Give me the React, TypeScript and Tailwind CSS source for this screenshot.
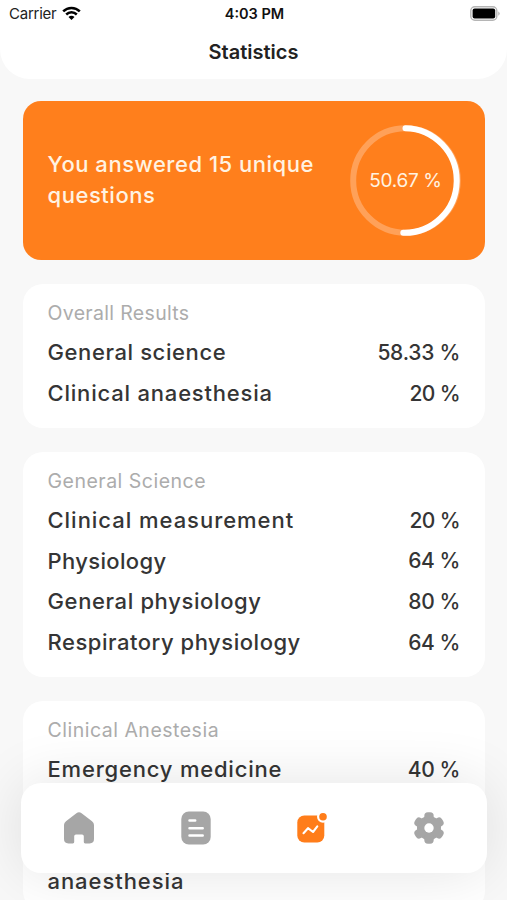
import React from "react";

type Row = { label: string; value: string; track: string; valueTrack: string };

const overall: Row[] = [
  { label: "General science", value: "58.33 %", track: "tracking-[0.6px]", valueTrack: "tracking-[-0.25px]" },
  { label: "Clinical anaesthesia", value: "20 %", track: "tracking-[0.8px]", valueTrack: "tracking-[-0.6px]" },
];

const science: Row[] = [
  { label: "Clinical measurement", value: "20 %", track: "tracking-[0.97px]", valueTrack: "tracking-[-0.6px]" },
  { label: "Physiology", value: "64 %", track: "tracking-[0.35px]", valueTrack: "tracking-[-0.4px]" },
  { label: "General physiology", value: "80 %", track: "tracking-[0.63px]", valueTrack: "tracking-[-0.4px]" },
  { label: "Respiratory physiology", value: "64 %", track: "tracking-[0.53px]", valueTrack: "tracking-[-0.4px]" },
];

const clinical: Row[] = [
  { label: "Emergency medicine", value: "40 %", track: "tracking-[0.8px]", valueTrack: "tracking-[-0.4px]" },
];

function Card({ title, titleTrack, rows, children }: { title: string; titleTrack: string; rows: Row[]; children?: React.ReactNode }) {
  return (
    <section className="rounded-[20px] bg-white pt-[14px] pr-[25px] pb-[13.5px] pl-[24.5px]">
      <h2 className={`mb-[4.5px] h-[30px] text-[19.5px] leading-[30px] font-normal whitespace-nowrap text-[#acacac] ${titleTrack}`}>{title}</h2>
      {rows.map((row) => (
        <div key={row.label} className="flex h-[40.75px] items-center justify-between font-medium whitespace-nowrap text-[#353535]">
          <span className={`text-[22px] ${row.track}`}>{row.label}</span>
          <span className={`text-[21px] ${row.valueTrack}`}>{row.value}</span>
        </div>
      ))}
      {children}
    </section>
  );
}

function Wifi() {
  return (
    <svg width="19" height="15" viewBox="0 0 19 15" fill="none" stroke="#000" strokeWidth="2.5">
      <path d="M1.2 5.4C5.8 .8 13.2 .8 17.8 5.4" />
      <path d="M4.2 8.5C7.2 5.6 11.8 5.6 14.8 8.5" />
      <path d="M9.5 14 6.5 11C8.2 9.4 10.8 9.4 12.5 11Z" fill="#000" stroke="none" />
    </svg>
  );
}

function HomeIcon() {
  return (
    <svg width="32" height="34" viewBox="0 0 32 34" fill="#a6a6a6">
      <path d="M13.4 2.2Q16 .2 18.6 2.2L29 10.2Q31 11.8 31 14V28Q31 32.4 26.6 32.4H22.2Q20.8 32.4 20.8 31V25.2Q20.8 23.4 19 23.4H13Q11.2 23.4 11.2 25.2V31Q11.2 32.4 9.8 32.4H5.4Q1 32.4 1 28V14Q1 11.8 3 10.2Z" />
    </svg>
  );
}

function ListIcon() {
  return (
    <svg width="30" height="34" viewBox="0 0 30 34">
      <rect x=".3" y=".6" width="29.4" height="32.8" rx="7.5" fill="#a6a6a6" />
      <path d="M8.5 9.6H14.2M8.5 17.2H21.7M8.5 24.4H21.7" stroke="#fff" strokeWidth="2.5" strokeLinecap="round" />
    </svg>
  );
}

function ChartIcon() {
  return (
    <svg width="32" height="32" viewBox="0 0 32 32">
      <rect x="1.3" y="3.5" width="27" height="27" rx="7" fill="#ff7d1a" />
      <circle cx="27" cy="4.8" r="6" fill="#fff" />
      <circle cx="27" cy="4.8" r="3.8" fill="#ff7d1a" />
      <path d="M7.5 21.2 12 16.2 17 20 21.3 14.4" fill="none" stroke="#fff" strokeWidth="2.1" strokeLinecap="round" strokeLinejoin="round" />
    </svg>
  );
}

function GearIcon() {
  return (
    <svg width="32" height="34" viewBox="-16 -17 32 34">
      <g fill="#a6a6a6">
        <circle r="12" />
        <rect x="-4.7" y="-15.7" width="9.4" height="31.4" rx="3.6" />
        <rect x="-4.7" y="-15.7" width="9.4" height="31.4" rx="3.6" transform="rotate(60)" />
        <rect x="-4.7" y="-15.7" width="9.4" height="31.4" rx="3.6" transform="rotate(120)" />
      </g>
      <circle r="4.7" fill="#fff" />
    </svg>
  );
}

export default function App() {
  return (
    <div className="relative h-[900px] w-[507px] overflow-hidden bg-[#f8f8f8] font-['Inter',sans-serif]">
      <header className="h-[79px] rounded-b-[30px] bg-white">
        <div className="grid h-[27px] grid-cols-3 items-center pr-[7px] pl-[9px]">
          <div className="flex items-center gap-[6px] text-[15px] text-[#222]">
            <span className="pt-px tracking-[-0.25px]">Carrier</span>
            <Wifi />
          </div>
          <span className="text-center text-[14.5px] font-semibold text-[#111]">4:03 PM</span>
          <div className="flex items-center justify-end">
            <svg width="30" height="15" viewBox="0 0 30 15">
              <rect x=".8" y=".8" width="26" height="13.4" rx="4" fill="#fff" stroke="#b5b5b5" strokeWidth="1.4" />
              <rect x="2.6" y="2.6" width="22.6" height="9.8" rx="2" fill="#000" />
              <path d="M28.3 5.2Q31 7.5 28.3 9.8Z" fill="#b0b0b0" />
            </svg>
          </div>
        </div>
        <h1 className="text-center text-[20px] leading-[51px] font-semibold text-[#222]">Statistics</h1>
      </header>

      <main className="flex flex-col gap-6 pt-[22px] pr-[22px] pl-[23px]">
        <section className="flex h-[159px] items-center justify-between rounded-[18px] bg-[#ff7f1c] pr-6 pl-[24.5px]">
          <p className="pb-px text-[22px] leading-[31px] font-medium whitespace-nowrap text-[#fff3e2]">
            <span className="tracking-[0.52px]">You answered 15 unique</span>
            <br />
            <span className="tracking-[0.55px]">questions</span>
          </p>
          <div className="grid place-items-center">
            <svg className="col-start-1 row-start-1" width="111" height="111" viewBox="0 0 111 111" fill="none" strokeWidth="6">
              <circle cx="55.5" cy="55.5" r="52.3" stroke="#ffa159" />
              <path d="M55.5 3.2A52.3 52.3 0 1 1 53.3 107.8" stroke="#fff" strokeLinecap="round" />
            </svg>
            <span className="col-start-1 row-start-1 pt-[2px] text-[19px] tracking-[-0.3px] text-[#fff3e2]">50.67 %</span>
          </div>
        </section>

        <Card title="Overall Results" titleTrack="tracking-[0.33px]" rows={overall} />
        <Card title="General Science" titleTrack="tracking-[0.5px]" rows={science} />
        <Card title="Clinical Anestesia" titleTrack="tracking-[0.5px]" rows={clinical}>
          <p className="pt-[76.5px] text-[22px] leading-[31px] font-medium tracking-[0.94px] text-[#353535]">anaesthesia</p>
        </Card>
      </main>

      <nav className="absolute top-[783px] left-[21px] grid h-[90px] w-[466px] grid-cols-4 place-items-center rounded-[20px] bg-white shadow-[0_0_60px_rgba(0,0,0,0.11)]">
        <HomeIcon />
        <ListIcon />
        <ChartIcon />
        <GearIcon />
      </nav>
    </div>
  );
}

Stated problem: Copy the listing in full and without alteration, omitting every picture.

Written solution:
Give me the React, TypeScript and Tailwind CSS source for this screenshot.
import React from "react";

type Row = { label: string; value: string; track: string; valueTrack: string };

const overall: Row[] = [
  { label: "General science", value: "58.33 %", track: "tracking-[0.6px]", valueTrack: "tracking-[-0.25px]" },
  { label: "Clinical anaesthesia", value: "20 %", track: "tracking-[0.8px]", valueTrack: "tracking-[-0.6px]" },
];

const science: Row[] = [
  { label: "Clinical measurement", value: "20 %", track: "tracking-[0.97px]", valueTrack: "tracking-[-0.6px]" },
  { label: "Physiology", value: "64 %", track: "tracking-[0.35px]", valueTrack: "tracking-[-0.4px]" },
  { label: "General physiology", value: "80 %", track: "tracking-[0.63px]", valueTrack: "tracking-[-0.4px]" },
  { label: "Respiratory physiology", value: "64 %", track: "tracking-[0.53px]", valueTrack: "tracking-[-0.4px]" },
];

const clinical: Row[] = [
  { label: "Emergency medicine", value: "40 %", track: "tracking-[0.8px]", valueTrack: "tracking-[-0.4px]" },
];

function Card({ title, titleTrack, rows, children }: { title: string; titleTrack: string; rows: Row[]; children?: React.ReactNode }) {
  return (
    <section className="rounded-[20px] bg-white pt-[14px] pr-[25px] pb-[13.5px] pl-[24.5px]">
      <h2 className={`mb-[4.5px] h-[30px] text-[19.5px] leading-[30px] font-normal whitespace-nowrap text-[#acacac] ${titleTrack}`}>{title}</h2>
      {rows.map((row) => (
        <div key={row.label} className="flex h-[40.75px] items-center justify-between font-medium whitespace-nowrap text-[#353535]">
          <span className={`text-[22px] ${row.track}`}>{row.label}</span>
          <span className={`text-[21px] ${row.valueTrack}`}>{row.value}</span>
        </div>
      ))}
      {children}
    </section>
  );
}

function Wifi() {
  return (
    <svg width="19" height="15" viewBox="0 0 19 15" fill="none" stroke="#000" strokeWidth="2.5">
      <path d="M1.2 5.4C5.8 .8 13.2 .8 17.8 5.4" />
      <path d="M4.2 8.5C7.2 5.6 11.8 5.6 14.8 8.5" />
      <path d="M9.5 14 6.5 11C8.2 9.4 10.8 9.4 12.5 11Z" fill="#000" stroke="none" />
    </svg>
  );
}

function HomeIcon() {
  return (
    <svg width="32" height="34" viewBox="0 0 32 34" fill="#a6a6a6">
      <path d="M13.4 2.2Q16 .2 18.6 2.2L29 10.2Q31 11.8 31 14V28Q31 32.4 26.6 32.4H22.2Q20.8 32.4 20.8 31V25.2Q20.8 23.4 19 23.4H13Q11.2 23.4 11.2 25.2V31Q11.2 32.4 9.8 32.4H5.4Q1 32.4 1 28V14Q1 11.8 3 10.2Z" />
    </svg>
  );
}

function ListIcon() {
  return (
    <svg width="30" height="34" viewBox="0 0 30 34">
      <rect x=".3" y=".6" width="29.4" height="32.8" rx="7.5" fill="#a6a6a6" />
      <path d="M8.5 9.6H14.2M8.5 17.2H21.7M8.5 24.4H21.7" stroke="#fff" strokeWidth="2.5" strokeLinecap="round" />
    </svg>
  );
}

function ChartIcon() {
  return (
    <svg width="32" height="32" viewBox="0 0 32 32">
      <rect x="1.3" y="3.5" width="27" height="27" rx="7" fill="#ff7d1a" />
      <circle cx="27" cy="4.8" r="6" fill="#fff" />
      <circle cx="27" cy="4.8" r="3.8" fill="#ff7d1a" />
      <path d="M7.5 21.2 12 16.2 17 20 21.3 14.4" fill="none" stroke="#fff" strokeWidth="2.1" strokeLinecap="round" strokeLinejoin="round" />
    </svg>
  );
}

function GearIcon() {
  return (
    <svg width="32" height="34" viewBox="-16 -17 32 34">
      <g fill="#a6a6a6">
        <circle r="12" />
        <rect x="-4.7" y="-15.7" width="9.4" height="31.4" rx="3.6" />
        <rect x="-4.7" y="-15.7" width="9.4" height="31.4" rx="3.6" transform="rotate(60)" />
        <rect x="-4.7" y="-15.7" width="9.4" height="31.4" rx="3.6" transform="rotate(120)" />
      </g>
      <circle r="4.7" fill="#fff" />
    </svg>
  );
}

export default function App() {
  return (
    <div className="relative h-[900px] w-[507px] overflow-hidden bg-[#f8f8f8] font-['Inter',sans-serif]">
      <header className="h-[79px] rounded-b-[30px] bg-white">
        <div className="grid h-[27px] grid-cols-3 items-center pr-[7px] pl-[9px]">
          <div className="flex items-center gap-[6px] text-[15px] text-[#222]">
            <span className="pt-px tracking-[-0.25px]">Carrier</span>
            <Wifi />
          </div>
          <span className="text-center text-[14.5px] font-semibold text-[#111]">4:03 PM</span>
          <div className="flex items-center justify-end">
            <svg width="30" height="15" viewBox="0 0 30 15">
              <rect x=".8" y=".8" width="26" height="13.4" rx="4" fill="#fff" stroke="#b5b5b5" strokeWidth="1.4" />
              <rect x="2.6" y="2.6" width="22.6" height="9.8" rx="2" fill="#000" />
              <path d="M28.3 5.2Q31 7.5 28.3 9.8Z" fill="#b0b0b0" />
            </svg>
          </div>
        </div>
        <h1 className="text-center text-[20px] leading-[51px] font-semibold text-[#222]">Statistics</h1>
      </header>

      <main className="flex flex-col gap-6 pt-[22px] pr-[22px] pl-[23px]">
        <section className="flex h-[159px] items-center justify-between rounded-[18px] bg-[#ff7f1c] pr-6 pl-[24.5px]">
          <p className="pb-px text-[22px] leading-[31px] font-medium whitespace-nowrap text-[#fff3e2]">
            <span className="tracking-[0.52px]">You answered 15 unique</span>
            <br />
            <span className="tracking-[0.55px]">questions</span>
          </p>
          <div className="grid place-items-center">
            <svg className="col-start-1 row-start-1" width="111" height="111" viewBox="0 0 111 111" fill="none" strokeWidth="6">
              <circle cx="55.5" cy="55.5" r="52.3" stroke="#ffa159" />
              <path d="M55.5 3.2A52.3 52.3 0 1 1 53.3 107.8" stroke="#fff" strokeLinecap="round" />
            </svg>
            <span className="col-start-1 row-start-1 pt-[2px] text-[19px] tracking-[-0.3px] text-[#fff3e2]">50.67 %</span>
          </div>
        </section>

        <Card title="Overall Results" titleTrack="tracking-[0.33px]" rows={overall} />
        <Card title="General Science" titleTrack="tracking-[0.5px]" rows={science} />
        <Card title="Clinical Anestesia" titleTrack="tracking-[0.5px]" rows={clinical}>
          <p className="pt-[76.5px] text-[22px] leading-[31px] font-medium tracking-[0.94px] text-[#353535]">anaesthesia</p>
        </Card>
      </main>

      <nav className="absolute top-[783px] left-[21px] grid h-[90px] w-[466px] grid-cols-4 place-items-center rounded-[20px] bg-white shadow-[0_0_60px_rgba(0,0,0,0.11)]">
        <HomeIcon />
        <ListIcon />
        <ChartIcon />
        <GearIcon />
      </nav>
    </div>
  );
}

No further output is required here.